Our product offerings vary from gold-plated (yellow gold finish) and rhodium-plated (white gold finish) silver to 14k & 18k gold, often customized depending on the user's intended use and budget.
We decided to make this guide to simplify the basics that encompass different karats and finishing options.
Basically, Gold is a very soft metal. At 24k and in its purest form, it is easily scratched and may easily loosen certain stone settings. While in fact and essence very valuable, it is not practical for jewelry that is used daily, and for holding precious gemstones. 22k is the next available option, but remains quite a soft metal. Most luxury commercial jewelry is set in 18k and 14k gold, but mass produced jewelry sellers will easily sell 8-10k gold as "real gold" at very discounted prices. It is still considered real gold, but technically, the percentage of base metals far outweighs that of the actual gold content.
To create different karats, as well as different gold tones, gold is often mixed with based metals to create a gold alloy. Increasing the percentages of certain metals gives a definitive tone to a specific piece. For instance, rose gold is produced by mixing copper into the gold alloy. The higher the percentage, the redder the tone. White gold is mixed with nickel or palladium, and plated with rhodium to give it a "whiter" finish. Plain white gold alloy without the rhodium plating often results in a yellow-toned white gold, which is not really ideal.
We offer silver as a cheaper alternative to gold, providing either a 14k yellow gold plating for yellow gold finishes, or a rhodium plating for a white gold finish. We prefer the rhodium plating as it toughens the silver and gives it protection against eventual tarnishing. However, for a yellow gold finish, we do an anti-tarnish coat that prolongs the gold finish on the silver. While this is not equivalent to buying actual gold (which on its own is resistant to tarnishing), it prolongs the plating and allows you to enjoy your piece longer without having to re-plate every few months.
How do you Decide?
First consideration is budget. Gold can be quite expensive. 14K Gold is the most practical choice as the alloys toughen the metal to make it more sturdy for daily use, and the gold percentage still outweighs that of the base metal, still making it a considerable investment piece.
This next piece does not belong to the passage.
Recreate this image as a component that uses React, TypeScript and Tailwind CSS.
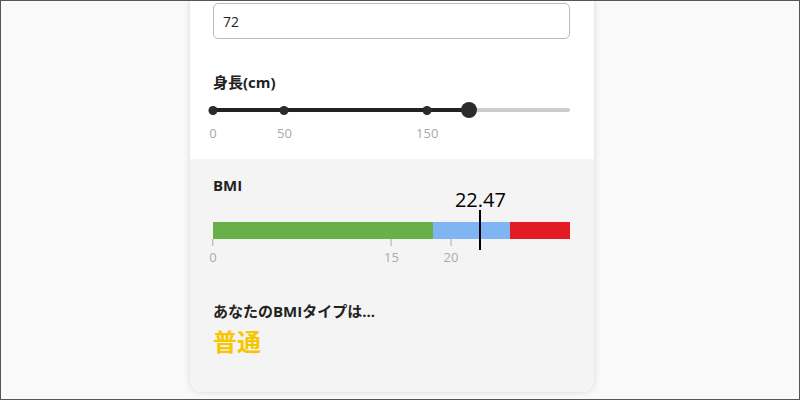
import React from "react";

const HEIGHT_MAX = 250;
const BMI_MAX = 30;

const heightMarks = [0, 50, 150];
const bmiTicks = [0, 15, 20];

export default function App() {
  const weight = 72;
  const height = 179;
  const bmi = weight / Math.pow(height / 100, 2);
  const heightPct = (height / HEIGHT_MAX) * 100;
  const bmiPct = (bmi / BMI_MAX) * 100;

  return (
    <div
      className="h-[400px] w-[800px] overflow-hidden border border-[#555] bg-[#f9f9f9] text-[#222]"
      style={{ fontFamily: '"Open Sans", "Noto Sans CJK JP", sans-serif' }}
    >
      <div className="ml-[189px] w-[404px] overflow-hidden rounded-b-[12px] bg-white shadow-[0_0_6px_rgba(0,0,0,0.14)]">
        {/* 入力 */}
        <div className="pl-[23px] pr-[24px] pt-[2px] pb-[18px]">
          <div className="flex h-[36px] items-center rounded-[5px] border border-[#b9b9b9] px-[9px] text-[14px]">
            {weight}
          </div>

          <div className="mt-[33px] h-[20px] text-[15px] font-bold leading-[20px]">身長(cm)</div>

          <div className="relative mt-[8px] h-[20px]">
            <div className="absolute left-0 right-0 top-[8px] h-[4px] rounded-full bg-[#cccccc]" />
            <div
              className="absolute left-0 top-[8px] h-[4px] rounded-full bg-[#222]"
              style={{ width: `${heightPct}%` }}
            />
            {heightMarks.map((m) => (
              <div
                key={m}
                className="absolute top-[5.5px] h-[9px] w-[9px] -translate-x-1/2 rounded-full bg-[#2b2b2b]"
                style={{ left: `${(m / HEIGHT_MAX) * 100}%` }}
              />
            ))}
            <div
              className="absolute top-[2px] h-[16px] w-[16px] -translate-x-1/2 rounded-full bg-[#2b2b2b]"
              style={{ left: `${heightPct}%` }}
            />
          </div>

          <div className="relative mt-[5px] h-[16px] text-[13px] leading-[16px] text-[#aaa]">
            {heightMarks.map((m) => (
              <span
                key={m}
                className="absolute top-0 -translate-x-1/2"
                style={{ left: `${(m / HEIGHT_MAX) * 100}%` }}
              >
                {m}
              </span>
            ))}
          </div>
        </div>

        {/* 結果 */}
        <div className="bg-[#f4f4f4] pl-[23px] pr-[24px] pt-[16px] pb-[34px]">
          <div className="h-[20px] text-[15px] font-bold leading-[20px]">BMI</div>

          <div className="relative mt-[27px]">
            <div className="flex h-[17px] w-full">
              <div className="h-full bg-[#67b04a]" style={{ width: `${(18.5 / BMI_MAX) * 100}%` }} />
              <div className="h-full bg-[#80b4f2]" style={{ width: `${(6.5 / BMI_MAX) * 100}%` }} />
              <div className="h-full flex-1 bg-[#e31b23]" />
            </div>

            <div className="relative h-[26px] text-[13px] leading-[16px] text-[#aaa]">
              {bmiTicks.map((t) => (
                <div
                  key={t}
                  className="absolute top-0 flex -translate-x-1/2 flex-col items-center"
                  style={{ left: `${(t / BMI_MAX) * 100}%` }}
                >
                  <div className="h-[7px] w-px bg-[#aaa]" />
                  <span className="mt-[3px]">{t}</span>
                </div>
              ))}
            </div>

            <div
              className="absolute top-[-12px] h-[40px] w-[2px] -translate-x-1/2 bg-black"
              style={{ left: `${bmiPct}%` }}
            />
            <div
              className="absolute top-[-36px] -translate-x-1/2 text-[20px] leading-[28px] text-black"
              style={{ left: `${bmiPct}%` }}
            >
              {bmi.toFixed(2)}
            </div>
          </div>

          <div className="mt-[35px] h-[22px] text-[15px] font-bold leading-[22px]">あなたのBMIタイプは...</div>
          <div className="mt-[4px] h-[32px] text-[24px] font-bold leading-[32px] text-[#f7c600]">普通</div>
        </div>
      </div>
    </div>
  );
}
Gold is gold and the cost can easily be justified by how you intend to use it. If you are looking for something for daily use, then gold would always be the best option. If you are looking for something on the higher end of the spectrum, 18K is ideal in terms of color and investment. With a vibrant yellow tone, 18K speaks of class and a taste for luxury, albeit at an equally higher cost. We do not recommend any Karat higher than 18K, as this will be most likely a soft metal prone to dents and scratches. If you want something to last, and potentially give away as an heirloom piece, then gold would have to be the best choice.
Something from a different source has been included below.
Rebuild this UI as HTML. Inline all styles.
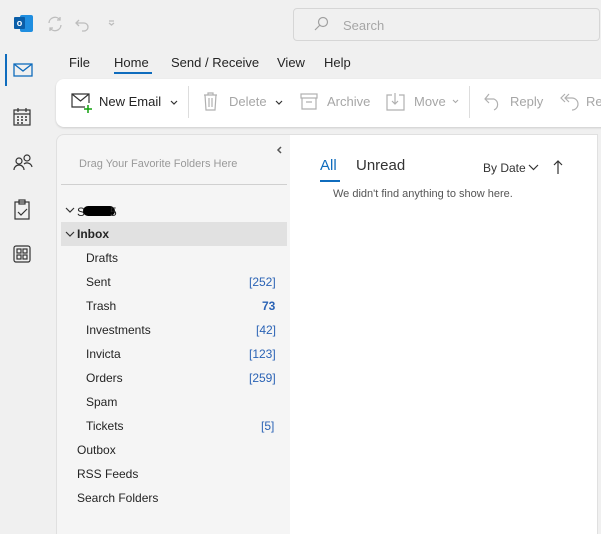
<!DOCTYPE html>
<html><head><style>
*{margin:0;padding:0;box-sizing:border-box}
body{width:601px;height:522px;background:#f0f0f0;font-family:"Liberation Sans",sans-serif;position:relative;overflow:hidden;font-size:12px;color:#242424}
.a{position:absolute}
.tab{position:absolute;top:55px;font-size:13px;color:#242424}
.rib{position:absolute;left:56px;top:79px;width:560px;height:48px;background:#fff;border-radius:8px;box-shadow:0 1px 2px rgba(0,0,0,.15)}
.rt{position:absolute;top:15px;font-size:13px;color:#a6a6a6}
.fp{position:absolute;left:56px;top:134px;width:234px;height:400px;background:#f5f5f5;border-radius:8px 0 0 0;border-top:1px solid #e0e0e0;border-left:1px solid #e0e0e0}
.f{position:absolute;font-size:12px;color:#242424}
.n{position:absolute;font-size:12px;color:#2b63b5}
</style></head><body>
<!-- outlook logo -->
<div class="a" style="left:20px;top:15px;width:13px;height:17px;background:#1f8ee0;border-radius:2px"></div>
<div class="a" style="left:14px;top:17px;width:11px;height:12px;background:#0a5ea8;color:#fff;font-size:9px;font-weight:bold;text-align:center;line-height:12px;border-radius:1px">o</div>
<svg class="a" style="left:45px;top:14px" width="70" height="20" fill="none" stroke="#bdbdbd" stroke-width="1.3">
<path d="M4 9a6 6 0 0 1 11-3M16 11a6 6 0 0 1-11 3M15 3v3h-3M5 17v-3h3"/>
<path d="M34 6l-3 3 3 3M31 9h8a4 4 0 0 1 0 8h-2"/>
<path d="M64 7h5M64 9l2.5 2 2.5-2"/>
</svg>
<div class="a" style="left:293px;top:8px;width:307px;height:33px;border:1px solid #d6d6d6;border-radius:4px;background:#f0f0f0"></div>
<svg class="a" style="left:313px;top:16px" width="16" height="16" fill="none" stroke="#a0a0a0" stroke-width="1.2"><circle cx="10" cy="6" r="4.5"/><path d="M7 9l-5 5"/></svg>
<div class="a" style="left:343px;top:18px;font-size:13px;color:#a6a6a6">Search</div>
<!-- left nav -->
<div class="a" style="left:5px;top:54px;width:2px;height:32px;background:#0f6cbd"></div>
<svg class="a" style="left:13px;top:60px" width="22" height="20" fill="none" stroke="#0f6cbd" stroke-width="1.3"><rect x="1" y="4" width="18" height="12"/><path d="M1 4l9 7 9-7"/></svg>
<svg class="a" style="left:13px;top:107px" width="20" height="20" fill="none" stroke="#333" stroke-width="1.2"><rect x="1" y="3" width="16" height="15"/><path d="M1 7h16M5 1v4M13 1v4"/><path d="M4 10h2M8 10h2M12 10h2M4 13h2M8 13h2M12 13h2M4 16h2M8 16h2" stroke-width="1.5"/></svg>
<svg class="a" style="left:12px;top:153px" width="22" height="20" fill="none" stroke="#333" stroke-width="1.2"><circle cx="7" cy="8" r="3"/><path d="M2 17a5 5 0 0 1 10 0"/><circle cx="15" cy="5" r="3"/><path d="M12 11a5 5 0 0 1 8 3"/></svg>
<svg class="a" style="left:14px;top:199px" width="18" height="22" fill="none" stroke="#333" stroke-width="1.2"><rect x="1" y="3" width="14" height="17"/><rect x="5" y="1" width="6" height="4"/><path d="M4 13l3 3 6-6"/></svg>
<svg class="a" style="left:13px;top:245px" width="20" height="20" fill="none" stroke="#333" stroke-width="1.2"><rect x="1" y="1" width="16" height="16" rx="2"/><rect x="4" y="4" width="4" height="4"/><rect x="10" y="4" width="4" height="4"/><rect x="4" y="10" width="4" height="4"/><rect x="10" y="10" width="4" height="4"/></svg>
<!-- tabs -->
<div class="tab" style="left:69px">File</div>
<div class="tab" style="left:114px">Home</div>
<div class="a" style="left:114px;top:72px;width:38px;height:2px;background:#0f6cbd"></div>
<div class="tab" style="left:171px">Send / Receive</div>
<div class="tab" style="left:277px">View</div>
<div class="tab" style="left:324px">Help</div>
<div class="rib">
<svg class="a" style="left:15px;top:14px" width="22" height="20" fill="none" stroke="#333" stroke-width="1.2"><path d="M14 14H1V1h17v9"/><path d="M1 1l8.5 7L18 1"/><path d="M17 12v8M13 16h8" stroke="#13a10e" stroke-width="1.5"/></svg>
<div class="a" style="left:43px;top:15px;font-size:13px;color:#242424">New Email</div>
<svg class="a" style="left:114px;top:21px" width="8" height="5" fill="none" stroke="#333" stroke-width="1.2"><path d="M1 1l3 3 3-3"/></svg>
<div class="a" style="left:132px;top:7px;width:1px;height:32px;background:#ddd"></div>
<svg class="a" style="left:147px;top:13px" width="16" height="20" fill="none" stroke="#b0b0b0" stroke-width="1.2"><path d="M1 3h13M5 3V1h5v2M2 3l1 15h9l1-15M6 6v9M9 6v9"/></svg>
<div class="rt" style="left:173px">Delete</div>
<svg class="a" style="left:219px;top:21px" width="8" height="5" fill="none" stroke="#333" stroke-width="1.2"><path d="M1 1l3 3 3-3"/></svg>
<svg class="a" style="left:244px;top:14px" width="18" height="18" fill="none" stroke="#b0b0b0" stroke-width="1.2"><rect x="1" y="1" width="16" height="4"/><path d="M2 5v11h14V5M6 9h6"/></svg>
<div class="rt" style="left:271px">Archive</div>
<svg class="a" style="left:330px;top:13px" width="20" height="20" fill="none" stroke="#b0b0b0" stroke-width="1.2"><path d="M6 3H1v15h17V3h-5M9 1v11M6 9l3 3 3-3"/></svg>
<div class="rt" style="left:358px">Move</div>
<svg class="a" style="left:396px;top:20px" width="7" height="5" fill="none" stroke="#aaa" stroke-width="1.1"><path d="M1 1l2.5 2.5L6 1"/></svg>
<div class="a" style="left:413px;top:7px;width:1px;height:32px;background:#ddd"></div>
<svg class="a" style="left:427px;top:13px" width="20" height="20" fill="none" stroke="#b0b0b0" stroke-width="1.2"><path d="M6 2L2 7l4 4M2 7h9a6 6 0 0 1 0 11"/></svg>
<div class="rt" style="left:454px">Reply</div>
<svg class="a" style="left:503px;top:13px" width="24" height="20" fill="none" stroke="#b0b0b0" stroke-width="1.2"><path d="M6 2L2 6l4 4M10 2L6 6l4 4M6 6h7a6 6 0 0 1 0 12"/></svg>
<div class="rt" style="left:530px">Re</div>
</div>
<!-- folder pane -->
<div class="fp">
<svg class="a" style="left:219px;top:11px" width="6" height="8" fill="none" stroke="#555" stroke-width="1.5"><path d="M5 1L2 4l3 3"/></svg>
<div class="a" style="left:22px;top:23px;font-size:11px;color:#999">Drag Your Favorite Folders Here</div>
<div class="a" style="left:4px;top:49px;width:226px;height:1px;background:#d0d0d0"></div>
</div>
<svg class="a" style="left:65px;top:207px" width="10" height="6" fill="none" stroke="#333" stroke-width="1.2"><path d="M1 1l4 4 4-4"/></svg>
<div class="f" style="left:77px;top:205px">S</div>
<div class="a" style="left:83px;top:206px;width:32px;height:10px;background:#000;border-radius:5px"></div>
<div class="f" style="left:110px;top:205px">5</div>
<div class="a" style="left:61px;top:222px;width:226px;height:24px;background:#e1e1e1"></div>
<svg class="a" style="left:65px;top:231px" width="10" height="6" fill="none" stroke="#333" stroke-width="1.2"><path d="M1 1l4 4 4-4"/></svg>
<div class="f" style="left:77px;top:227px;font-weight:bold">Inbox</div>
<div class="f" style="left:86px;top:251px">Drafts</div>
<div class="f" style="left:86px;top:275px">Sent</div><div class="n" style="top:275px;left:249px">[252]</div>
<div class="f" style="left:86px;top:299px">Trash</div><div class="n" style="top:299px;left:262px;font-weight:bold">73</div>
<div class="f" style="left:86px;top:323px">Investments</div><div class="n" style="top:323px;left:256px">[42]</div>
<div class="f" style="left:86px;top:347px">Invicta</div><div class="n" style="top:347px;left:249px">[123]</div>
<div class="f" style="left:86px;top:371px">Orders</div><div class="n" style="top:371px;left:249px">[259]</div>
<div class="f" style="left:86px;top:395px">Spam</div>
<div class="f" style="left:86px;top:419px">Tickets</div><div class="n" style="top:419px;left:261px">[5]</div>
<div class="f" style="left:77px;top:443px">Outbox</div>
<div class="f" style="left:77px;top:467px">RSS Feeds</div>
<div class="f" style="left:77px;top:491px">Search Folders</div>
<!-- message pane -->
<div class="a" style="left:290px;top:134px;width:308px;height:400px;background:#fff;border-right:1px solid #e0e0e0;border-top:1px solid #e0e0e0"></div>
<div class="a" style="left:320px;top:157px;font-size:15px;color:#0f6cbd">All</div>
<div class="a" style="left:320px;top:180px;width:20px;height:2px;background:#0f6cbd"></div>
<div class="a" style="left:356px;top:157px;font-size:15px;color:#333">Unread</div>
<div class="a" style="left:483px;top:161px;font-size:12px;color:#333">By Date</div>
<svg class="a" style="left:528px;top:164px" width="12" height="8" fill="none" stroke="#333" stroke-width="1.2"><path d="M1 1l4.5 4.5L10 1"/></svg>
<svg class="a" style="left:553px;top:160px" width="10" height="15" fill="none" stroke="#333" stroke-width="1.2"><path d="M5 14V1M1 5l4-4 4 4"/></svg>
<div class="a" style="left:333px;top:188px;font-size:11px;color:#555">We didn't find anything to show here.</div>
</body></html>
For occasion pieces like bridal jewelry, cocktail or black tie jewelry, silver might be a more viable alternative. It's easy to dismiss silver as inferior to gold, but it is still one of the 3 precious metals and with proper care, silver can also last quite a while. Most of my experimental pieces are set in silver, and their platings have lasted years with care and proper storage. Some, I have even used daily on travels, because losing jewelry while travelling is not something I would be open to happening. Re-plating to update and refresh is always an option, even with gold jewelry, so it's not something that you will specifically have to do for silver jewelry.
Ultimately, it depends on the wearer, whether they consider something as an investment piece, or just something new to wear for a season or two.
You may also do something similar to what our more practical clients do: initially purchase items set in silver, and once they realize how they love the style, and wear it more often than they planned, they again seek us out for a re-setting to actual gold. Re-setting is something we would happily do for our clients, charging only for materials and labor.